In similar cases, the Supreme Court has held that claims based on emotional injury are not preempted by federal labor laws. In
Atchison, Topeka & Santa Fe Ry. Co. v. Buell,
480 U.S. 557, 107 S.Ct. 1410, 94 L.Ed.2d 563 (1987), the Court held that a railroad employee’s claim under the Federal Employers’ Liability Act (“FELA”)
that he had experienced “emotional suffering” from his employer’s “failure ‘to provide [him] with a safe place to work, including, but not limited to, having fellow employees harass, threaten, [and] intimidate [him]’ ” was not preempted by the RLA.
Id.
at 559, 107 S.Ct. at 1412.
In
Farmer v. United Brotherhood of Carpenters, Local 25,
430 U.S. 290, 97 S.Ct. 1056, 51 L.Ed.2d 338 (1977), the Court held that a state-law claim of intentional infliction of emotional distress was not preempted by federal labor law because “the State has a substantial interest in regulation of the conduct at issue and the State’s interest is one that does not threaten undue interference with the federal regulatory scheme.”
Id.
at 302, 97 S.Ct. at 1064 (“With respect to [plaintiffs] claims of intentional infliction of
emotional distress, we cannot conclude that Congress intended exclusive jurisdiction to lie in the Board.”).

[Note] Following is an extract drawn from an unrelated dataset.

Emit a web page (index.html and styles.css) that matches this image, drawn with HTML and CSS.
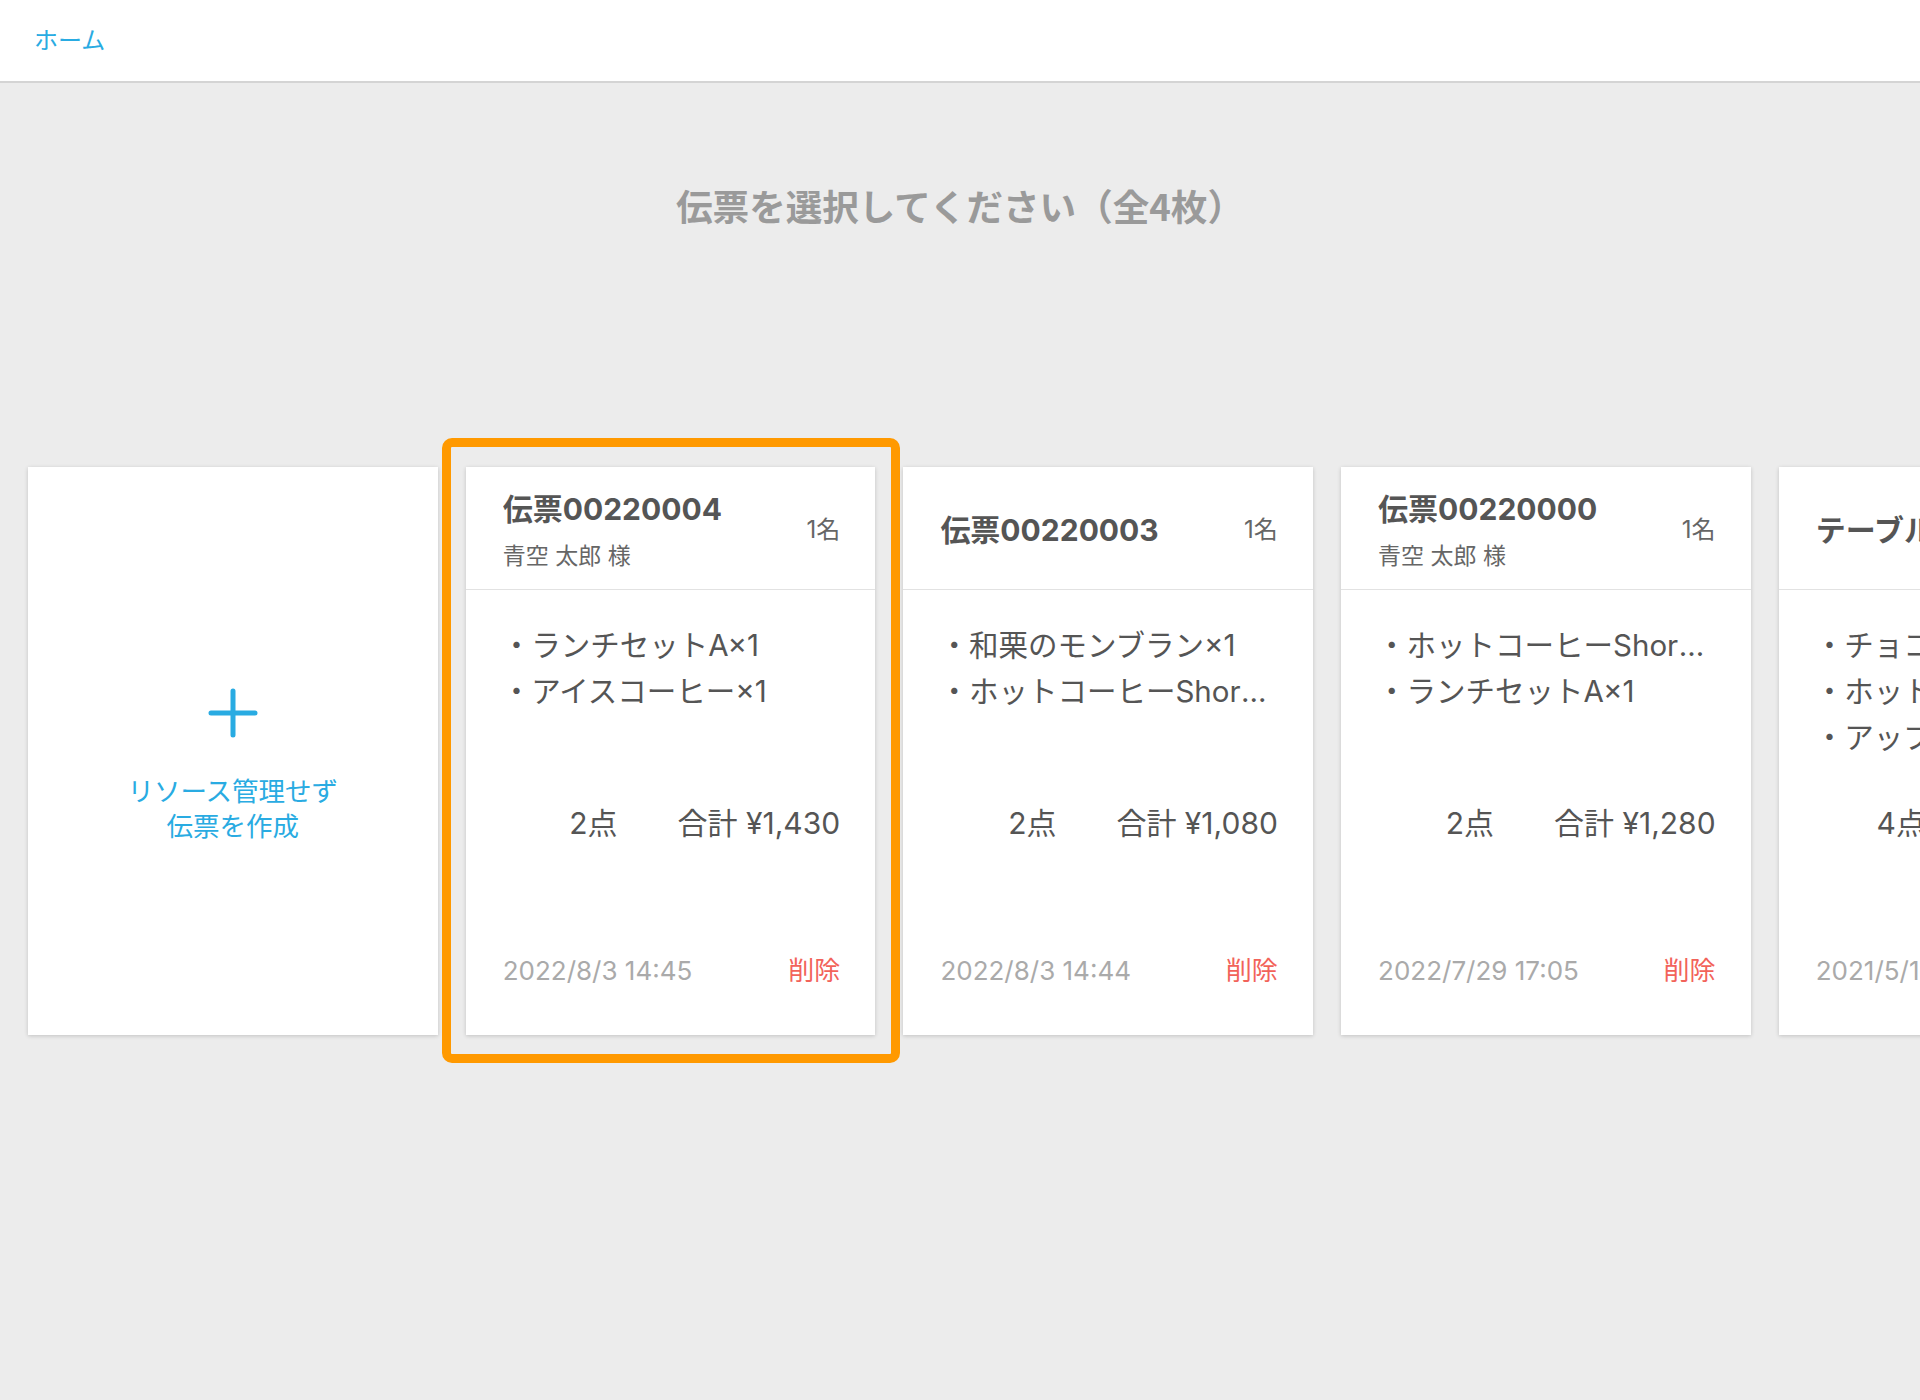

Hirras’ state-law claim of intentional infliction of emotional distress is independent of the CBA because its resolution does not require an interpretation of the CBA. Therefore, we hold that this claim is not preempted by the KLA’s arbitration provisions.
III
Second, Hirras argues that the Supreme Court’s decision in
Hawaiian Airlines v. Norris
supports her contention that her Title VII claim is not preempted by the mandatory arbitration provisions of the RLA. Because Amtrak has waived its contention that this claim must be arbitrated, we also reverse the .district court’s dismissal of Hirras’ Title VII claim.
IV
For the foregoing reasons, we REVERSE and REMAND to the district court for consideration of Hirras’ intentional infliction of emotional distress and Title VII claims.